Pero no hay que engañarse. La caída venía de antes, de mucho antes. Como él mismo comentaba con lucidez a Maraval, “la cosa se complicó por diversas cuestiones. En mi opinión es algo que está más relacionado con la evolución social de los Estados Unidos, con los modelos sociales, que con Hollywood. Hollywood no es más que una representación de los Estados Unidos, no es los Estados Unidos. En los tiempos de los grandes jefes industriales como Rockefeller nadie sabía qué pinta tenían John Ford o Howard Hawks; de hecho, ni siquiera conocían esos nombres. No interesaban a nadie. Personalmente prefiero ese anonimato. Con el paso de los años, sociológicamente, los cineastas se han ido convirtiendo en estrellas, lo cual es terrible. Y eso no tiene nada que ver con Hollywood, sino con los medios: han transformado a los realizadores en entidades visibles. Francamente, creo que a la gente debería darle lo mismo saber quién es Michael Cimino: todo lo que hay que saber sobre él se ve en la pantalla”.

Una afirmación, esta última, que en parte hizo suya, ya que los últimos años de su vida decidió pasarlos en un discreto segundo plano, publicando novelas o preparando proyectos que nunca se verán, obras maestras perdidas para siempre, “todo un cuarto repleto de guiones”, en sus propias palabras. Historias, que insistía, construía sin intención alguna política. “Yo no escribo sobre el fracaso o el lado oscuro del sueño americano”, le aseguraba a Maraval; “no puedo decir nada sobre las conclusiones que se saquen de lo que se ve en pantalla, eso sí, pero puedo hablar de mi intención. Lo único que importa son los personajes, siempre hay una historia de personajes, no vale la pena hacer una película a partir de una idea, no tiene ningún sentido, si no es partiendo de la gente, de la gente de verdad”.

No fue hasta que en 2012 se recuperó la versión original de La puerta del cielo en la Mostra de Venecia que su otra gran obra maestra fue redimida y con él su talento. Entonces se le pudo ver por festivales donde era agasajado por los aficionados y críticos. Se hablaba de su capacidad creativa, de su perfeccionismo, se le invocaba como el gran artista maldito. Si la generación de los cineastas estadounidenses de los 70 tenía a Orson Welles como paradigma de lo destructivo que podría ser Hollywood con sus hijos más talentosos, las nuevas generaciones podrían hacer lo mismo con Cimino, un cineasta al que nunca se entendió, un romántico, y alguien que fue víctima de su tiempo y de su ego.

No fue una recuperación en sentido estricto.
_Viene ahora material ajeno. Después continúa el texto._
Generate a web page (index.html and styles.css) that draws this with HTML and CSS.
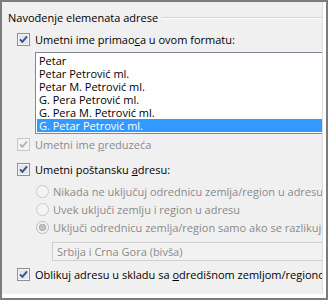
FILE: index.html
```html
<html lang="sr">

<head>
    <meta charset="UTF-8">
    <title>Navođenje elemenata adrese</title>
    <link rel="stylesheet" href="styles.css">
</head>

<body>
    <div class="frame">
        <div class="panel">
            <div class="head">
                <span>Navođenje elemenata adrese</span>
                <i class="rule"></i>
            </div>

            <div class="row first">
                <svg class="box" width="13" height="13" viewBox="0 0 13 13">
                    <rect x="0.5" y="0.5" width="12" height="12" fill="#f6f6f6" stroke="#8e8f8f" />
                    <rect x="2" y="2" width="9" height="9" fill="#e3e6ef" />
                    <path d="M3 6.3 L5.4 8.8 L10 3.4" fill="none" stroke="#3d4e8a" stroke-width="1.9" />
                </svg>
                <span>Umetni ime primao<u>c</u>a u ovom formatu:</span>
            </div>

            <div class="list">
                <div>Petar</div>
                <div>Petar Petrović ml.</div>
                <div>Petar M. Petrović ml.</div>
                <div>G. Pera Petrović ml.</div>
                <div>G. Pera M. Petrović ml.</div>
                <div class="selected">G. Petar Petrović ml.</div>
            </div>

            <div class="row off company">
                <svg class="box" width="13" height="13" viewBox="0 0 13 13">
                    <rect x="0.5" y="0.5" width="12" height="12" fill="#f4f4f4" stroke="#c6c6c6" />
                    <path d="M3 6.3 L5.4 8.8 L10 3.4" fill="none" stroke="#b4b4b4" stroke-width="1.9" />
                </svg>
                <span>Umetni ime <u>p</u>reduzeća</span>
            </div>

            <div class="row postal">
                <svg class="box" width="13" height="13" viewBox="0 0 13 13">
                    <rect x="0.5" y="0.5" width="12" height="12" fill="#f6f6f6" stroke="#8e8f8f" />
                    <rect x="2" y="2" width="9" height="9" fill="#e3e6ef" />
                    <path d="M3 6.3 L5.4 8.8 L10 3.4" fill="none" stroke="#3d4e8a" stroke-width="1.9" />
                </svg>
                <span>Umetni poštansku <u>a</u>dresu:</span>
            </div>

            <div class="radios">
                <div class="row off">
                    <svg class="dot" width="13" height="13" viewBox="0 0 13 13">
                        <circle cx="6.5" cy="6.5" r="6" fill="#f4f4f4" stroke="#c9c9c9" />
                    </svg>
                    <span>Nikada ne uključuj odrednicu zemlja/region u adresu</span>
                </div>
                <div class="row off">
                    <svg class="dot" width="13" height="13" viewBox="0 0 13 13">
                        <circle cx="6.5" cy="6.5" r="6" fill="#f4f4f4" stroke="#c9c9c9" />
                    </svg>
                    <span>Uvek uključi zemlju i region u adresu</span>
                </div>
                <div class="row off">
                    <svg class="dot" width="13" height="13" viewBox="0 0 13 13">
                        <circle cx="6.5" cy="6.5" r="6" fill="#f4f4f4" stroke="#b9b9b9" />
                        <circle cx="6.5" cy="6.5" r="3.2" fill="#c2c2c2" stroke="#a9a9a9" />
                    </svg>
                    <span>Uključi odrednicu zemlja/region samo ako se razlikuje</span>
                </div>
            </div>

            <div class="combo">Srbija i Crna Gora (bivša)</div>

            <div class="row last">
                <svg class="box" width="13" height="13" viewBox="0 0 13 13">
                    <rect x="0.5" y="0.5" width="12" height="12" fill="#f6f6f6" stroke="#8e8f8f" />
                    <rect x="2" y="2" width="9" height="9" fill="#e3e6ef" />
                    <path d="M3 6.3 L5.4 8.8 L10 3.4" fill="none" stroke="#3d4e8a" stroke-width="1.9" />
                </svg>
                <span>Oblikuj adresu u skladu sa <u>o</u>dredišnom zemljom/regionom</span>
            </div>
        </div>
    </div>
</body>

</html>
```

FILE: styles.css
```css
* {
    box-sizing: border-box;
    margin: 0;
    padding: 0;
}

body {
    width: 328px;
    height: 300px;
    font-family: "Open Sans", "Noto Sans", sans-serif;
    font-size: 11px;
    color: #000;
}

.frame {
    width: 328px;
    height: 300px;
    border: 2px solid #7c7c7c;
    background: #fff;
    padding: 0 3px 4px 0;
}

.panel {
    height: 100%;
    background: #f0f0f0;
    border-right: 1px solid #dedede;
    overflow: hidden;
    padding-top: 8px;
}

.head {
    display: flex;
    align-items: center;
    height: 15px;
    padding-left: 6px;
    white-space: nowrap;
}

.head .rule {
    flex: 1;
    margin-left: 4px;
    border-top: 1px solid #d5d5d5;
    border-bottom: 1px solid #fff;
}

.row {
    display: flex;
    align-items: center;
    height: 15px;
    padding-left: 15px;
    white-space: nowrap;
}

.row .box {
    flex: none;
    margin-right: 5px;
}

.row.first {
    margin-top: 7px;
}

.off {
    color: #8a8a8a;
}

.list {
    margin: 5px 0 0 33px;
    width: 310px;
    height: 82px;
    border: 1px solid #828790;
    background: #fff;
    padding: 1px 0 0 1px;
}

.list>div {
    height: 13px;
    line-height: 13px;
    padding-left: 2px;
    white-space: nowrap;
}

.list>.selected {
    background: #3399ff;
    color: #fff;
}

.company {
    margin-top: 3px;
}

.postal {
    margin-top: 10px;
}

.radios {
    margin-top: 7px;
    display: flex;
    flex-direction: column;
    gap: 3px;
}

.radios .row {
    padding-left: 34px;
}

.radios .dot {
    flex: none;
    margin-right: 4px;
}

.combo {
    margin: 7px 0 0 50px;
    width: 290px;
    height: 19px;
    line-height: 17px;
    border: 1px solid #cfcfcf;
    background: #f2f2f2;
    color: #8a8a8a;
    padding-left: 4px;
    white-space: nowrap;
}

.row.last {
    margin-top: 6px;
}
```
Era un tributo. Nadie quiso producirle sus proyectos. Nadie quiso financiar su película en lengua sioux, su adaptación de La condición humana de André Malraux para la que se habló de un reparto encabezado por Johnny Depp, su film sobre el Tour de Francia, su biografía de Dostoievsky… Muchos aplausos pero ni un apoyo. Aún así, este desfile por los certámenes dejó momentos memorables, como su lección ante los invitados al festival de Locarno del año pasado, ante quienes se presentó como un reacher, el que llega al público, y no como un preacher (predicador) o teacher (profesor).
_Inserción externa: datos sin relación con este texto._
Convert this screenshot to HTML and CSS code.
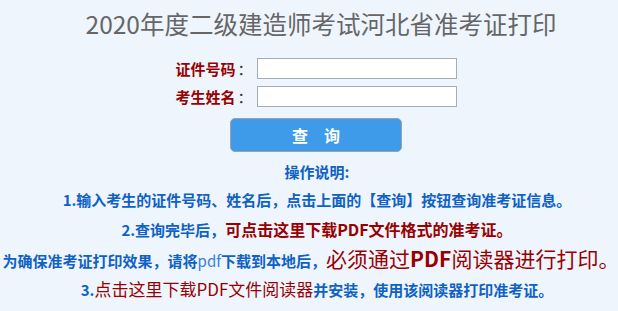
FILE: index.html
```html
<!DOCTYPE html>
<html lang="zh-CN">
<head>
<meta charset="utf-8">
<title>2020年度二级建造师考试河北省准考证打印</title>
<link rel="stylesheet" href="styles.css">
</head>
<body>
<div class="page">
  <h1 class="title">2020年度二级建造师考试河北省准考证打印</h1>
  <div class="form">
    <div class="row">
      <label class="label">证件号码<span class="colon">：</span></label>
      <input class="field" type="text">
    </div>
    <div class="row">
      <label class="label">考生姓名<span class="colon">：</span></label>
      <input class="field" type="text">
    </div>
  </div>
  <div class="actions">
    <button class="btn" type="button">查　询</button>
  </div>
  <div class="help">
    <p class="help-title shift">操作说明:</p>
    <p class="line shift">1.输入考生的证件号码、姓名后，点击上面的【查询】按钮查询准考证信息。</p>
    <p class="line shift">2.查询完毕后，<span class="red red-b">可点击这里下载PDF文件格式的准考证。</span></p>
    <p class="line">为确保准考证打印效果，请将<span class="pdf">pdf</span>下载到本地后，<span class="red red-l">必须通过<b>PDF</b>阅读器进行打印。</span></p>
    <p class="line shift">3.<span class="red red-m">点击这里下载PDF文件阅读器</span>并安装，使用该阅读器打印准考证。</p>
  </div>
</div>
</body>
</html>
```
FILE: styles.css
```css
html, body {
  margin: 0;
  padding: 0;
  background: #eef5fd;
}
body {
  font-family: "Noto Sans CJK SC", "Noto Sans", sans-serif;
}
.page {
  width: 618px;
  display: flex;
  flex-direction: column;
  align-items: center;
}
.title {
  margin: 0;
  padding-top: 8px;
  padding-left: 24px;
  font-size: 24.5px;
  line-height: 32px;
  font-weight: normal;
  color: #666666;
}
.form {
  margin-top: 18px;
  display: flex;
  flex-direction: column;
  gap: 7px;
  padding-left: 14px;
}
.row {
  display: flex;
  align-items: center;
  gap: 4px;
}
.label {
  font-size: 15px;
  font-weight: bold;
  color: #990000;
  line-height: 21px;
}
.colon {
  color: #333;
  font-weight: normal;
  margin-left: 2px;
}
.field {
  box-sizing: border-box;
  width: 200px;
  height: 21px;
  margin: 0;
  border: 1px solid #a5adb8;
  background: #fff;
  outline: none;
}
.actions {
  margin-top: 11px;
  padding-left: 14px;
}
.btn {
  box-sizing: border-box;
  width: 172px;
  height: 34px;
  background: #3d9be9;
  border: 1px solid #9aa3ad;
  border-radius: 5px;
  color: #fff;
  font-family: "Noto Sans CJK SC", sans-serif;
  font-size: 16px;
  font-weight: bold;
  padding: 0;
}
.help {
  margin-top: 7px;
  padding-left: 4px;
  display: flex;
  flex-direction: column;
  align-items: center;
}
.help p {
  margin: 0;
  white-space: nowrap;
  color: #0f62c4;
  font-weight: bold;
  font-size: 15px;
}
.help .shift {
  padding-left: 12px;
}
.help-title {
  height: 26px;
  line-height: 26px;
}
.line {
  height: 29.5px;
  line-height: 29.5px;
}
.red {
  color: #990000;
}
.red-b {
  font-size: 16px;
  font-weight: bold;
}
.red-l {
  font-size: 21px;
  font-weight: normal;
}
.red-l b {
  font-weight: bold;
}
.red-m {
  font-size: 17px;
  font-weight: normal;
}
.pdf {
  color: #3c7fd6;
  font-weight: normal;
}
```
Cimino ha muerto. Pero esa muerte, cabe insistir, no es real. El verdadero Cimino murió antes. Hollywood le mató. Su figura de coloso fue derribada por su perfeccionismo obsesivo y el ansia destructiva de la Meca de los sueños. El hombre, lo que quedaba de él, los despojos, que escribía Ángel González, murieron este sábado. Según el testimonio recogido por Variety, sus amigos le echaron en falta. Llamaron a la policía. Lo encontraron en casa muerto.

Aunque con Cimino no podía ser todo tan sencillo. Según el director del festival de Cannes, Thierry Frémaux, Cimino se fue “rodeado por sus familiares y las dos mujeres que le amaron”, en referencia a Joann Carelli y Calantha Mansfield. Carelli fue su pareja de manera intermitente durante tres décadas, le produjo El cazador, La puerta del cielo y El siciliano, y fue la primera persona a la que mencionó Cimino cuando recibió el Óscar por El cazador. La segunda, hija de Carelli y del compositor David Mansfield, le acompañaba estos últimos años y juntos se les pudo ver en ciudades como Roma o París. Preguntarse cuál ha sido la verdadera muerte es adentrarse en lo personal, en lo humano, en lo privado. El artista murió hace ya mucho tiempo. Los interrogantes humanos que no importa responder, sus palabras, sus mentiras, sus caprichos de genio, sus secretos, se diluirán frente a su obra cinematográfica, su verdadero legado. Hollywood le derrotó, sí; pero al final no le ha podido vencer.

Cimino siendo homenajeado en el Festival de Venecia.